What Constitutes An Investment Contract?

In the case, the defendants were selling real estate contracts for portions of Florida citrus groves. The purchasers were gently encouraged to lease their land (with the citrus groves) back to a corporation controlled by the defendants so that it could be tended and the produce harvested – but without any kind of rights specified for the purchasers as to the produce or even a right of entry. The SEC filed suit against the Howey corporation, arguing that the contracts qualified as unregistered securities.

The Securities Act of 1933 does not define an ‘investment contract,’ but the Supreme Court held that Congress had intended it to be interpreted in the same manner as past common law. The majority opinion clarified the term’s history in past jurisprudence, stating four criteria that a document had to meet in order to qualify as an ‘investment contract.’ They were:

  • A financial investment must have been made – in other words, the participants’ own money must have been risked;
  • A common enterprise – that is, both parties’ financial success is linked somehow;
  • An expectation of profits must exist; and
  • Those profits must be “solely derived” from the efforts of others (either a promoters’ efforts or another party’s), rather than one’s own.

Relevance Today

The Howey test is still used today to identify what constitutes an investment contract – but the more important caveat in today’s jurisprudence is that an investment contract, under this definition, generally qualifies as a security. Failure to properly identify a financial instrument as a security can open a broker/dealer or an investor to serious penalties; in some cases, jail time may even be on the proverbial table.
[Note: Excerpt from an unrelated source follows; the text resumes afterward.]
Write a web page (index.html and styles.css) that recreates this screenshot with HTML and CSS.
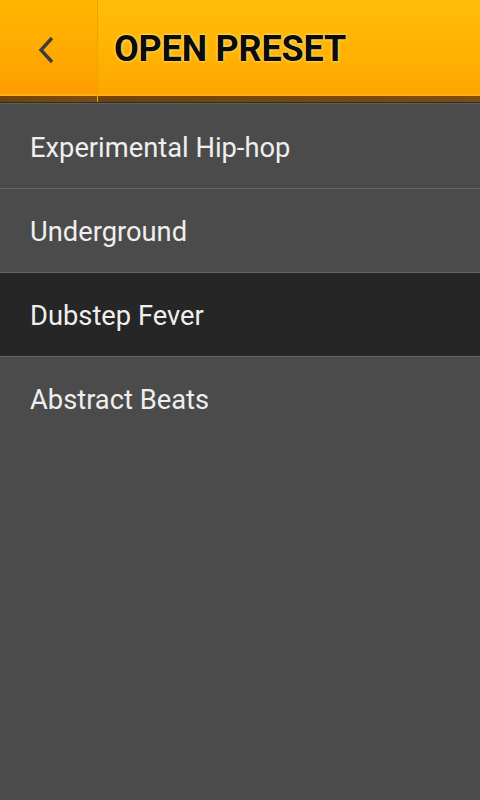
FILE: index.html
```html
<!DOCTYPE html>
<html>
<head>
<meta charset="utf-8">
<link rel="stylesheet" href="styles.css">
</head>
<body>
<div class="app">
  <header class="bar">
    <div class="col col-back">
      <div class="face back">
        <svg width="20" height="30" viewBox="0 0 20 30"><path d="M15 3 L4 15 L15 27" fill="none" stroke="#3d3d3d" stroke-width="3.4" stroke-linejoin="miter"/></svg>
      </div>
      <div class="edge"></div>
      <div class="shade"></div>
    </div>
    <div class="sep"></div>
    <div class="col col-main">
      <div class="face main">
        <h1 class="title">OPEN PRESET</h1>
      </div>
      <div class="edge"></div>
      <div class="shade"></div>
    </div>
  </header>
  <div class="rule"></div>
  <ul class="list">
    <li class="item">Experimental Hip-hop</li>
    <li class="item">Underground</li>
    <li class="item selected">Dubstep Fever</li>
    <li class="item">Abstract Beats</li>
  </ul>
</div>
</body>
</html>
```
FILE: styles.css
```css
html, body {
  margin: 0;
  padding: 0;
  background: #4b4b4b;
}
.app {
  width: 480px;
  height: 800px;
  background: #4b4b4b;
  font-family: Roboto, "Noto Sans", sans-serif;
  overflow: hidden;
}
.bar {
  display: flex;
  height: 102px;
}
.col {
  display: flex;
  flex-direction: column;
}
.col-back {
  width: 97px;
}
.col-main {
  flex: 1;
}
.face {
  height: 94px;
  display: flex;
  align-items: center;
}
.back {
  justify-content: center;
  background: linear-gradient(to bottom, #ffb500 0%, #ffa900 60%, #fd9d00 100%);
}
.main {
  background: linear-gradient(to bottom, #ffbd08 0%, #ffb300 55%, #ffa500 100%);
}
.back svg {
  margin-right: 3px;
  margin-top: 6px;
}
.sep {
  width: 1px;
  background: #e6a800;
  box-shadow: 1px 0 0 #ffc933;
}
.title {
  margin: 0 0 0 16px;
  font-size: 36px;
  font-weight: 700;
  color: #0e0c08;
  letter-spacing: -0.2px;
  text-shadow: 0 0 3px #fff2b0, 0 0 1px #fff2b0;
  line-height: 1;
  padding-top: 3px;
}
.edge {
  height: 2px;
  background: #ffae1c;
}
.shade {
  flex: 1;
  background: linear-gradient(to right, #6f4308, #7b4e0c);
}
.rule {
  height: 1px;
  background: #2c2c2c;
  border-bottom: 1px solid #5e5e5e;
}
.list {
  list-style: none;
  margin: 1px 0 0 0;
  padding: 0;
}
.item {
  border-bottom: 1px solid #636363;
  display: flex;
  align-items: center;
  padding-left: 30px;
  padding-top: 2px;
  box-sizing: border-box;
  height: 84px;
  font-size: 27.3px;
  color: #efefef;
}
.item.selected {
  background: #262626;
}
.item:last-child {
  border-bottom: none;
}
```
This is particularly relevant given the (as of this writing) ongoing fight between the SEC and the U.S. cryptocurrency industry. Crypto exchanges and dealers have persistently argued that most cryptocurrencies do not qualify as securities, but rather, utility tokens or ‘token’ offerings, but the SEC has continually argued the opposite. If the Howey test applies to a particular cryptocurrency, U.S. courts have shown increasing willingness to regulate that cryptocurrency as a security.

Contact A Seminole, FL Securities Law Attorney

If you are looking to invest in the securities market, but are unsure as to whether a certain currency qualifies as a security, contacting a Florida securities law attorney from the Hunt Law Group may help to get your questions answered. Contact our office today at (727) 471-0444 to schedule a consultation.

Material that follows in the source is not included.